Miguel Peirano

Personal information
- Full name: Miguel Ángel Peirano Castro
- Date of birth: 30 June 1960 (age 65)
- Place of birth: Montevideo, Uruguay
- Position: Defender

Senior career*
- Years: Team / Apps / (Gls)
- –: River Plate (URU)
- –: Rampla Juniors
- –: C.A. Cerro
- –: El Tanque Sisley
- –: C.A. Rentistas
- 1980–1984: C.A. Peñarol
- 1984–1985: Sevilla / 3 / (0)
- 1986: C.A. Progreso
- 1987: LDU Quito
- 1987–1989: Levadiakos / 31 / (5)
- –: XV de Jaú

International career
- 1983: Uruguay

Medal record
Men's association football
Representing Uruguay
Pan American Games
| Gold medal – first place | 1983 Caracas | Team |

= Miguel Peirano (footballer) =

Uruguayan footballer (born 1960)

Miguel Ángel Peirano Castro (born 30 June 1960) is a former Uruguayan footballer who played as a defender.

==Club career==
Peirano played for C.A. Peñarol and C.A. Progreso in the Primera División Uruguaya.
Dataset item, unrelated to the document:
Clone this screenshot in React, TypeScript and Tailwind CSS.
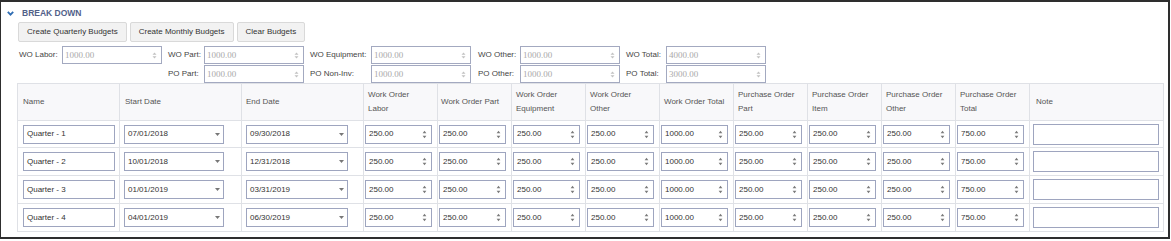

He played in the Spanish La Liga with Sevilla F.C. during the 1984-85 season. He also had a spell in the Super League Greece with Levadiakos during the 1987–88 and 1988-89 seasons.

==International career==
Peirano appeared for the senior Uruguayan soccer team at the 1983 Pan American Games, scoring the game-winning goal in the final against Brazil.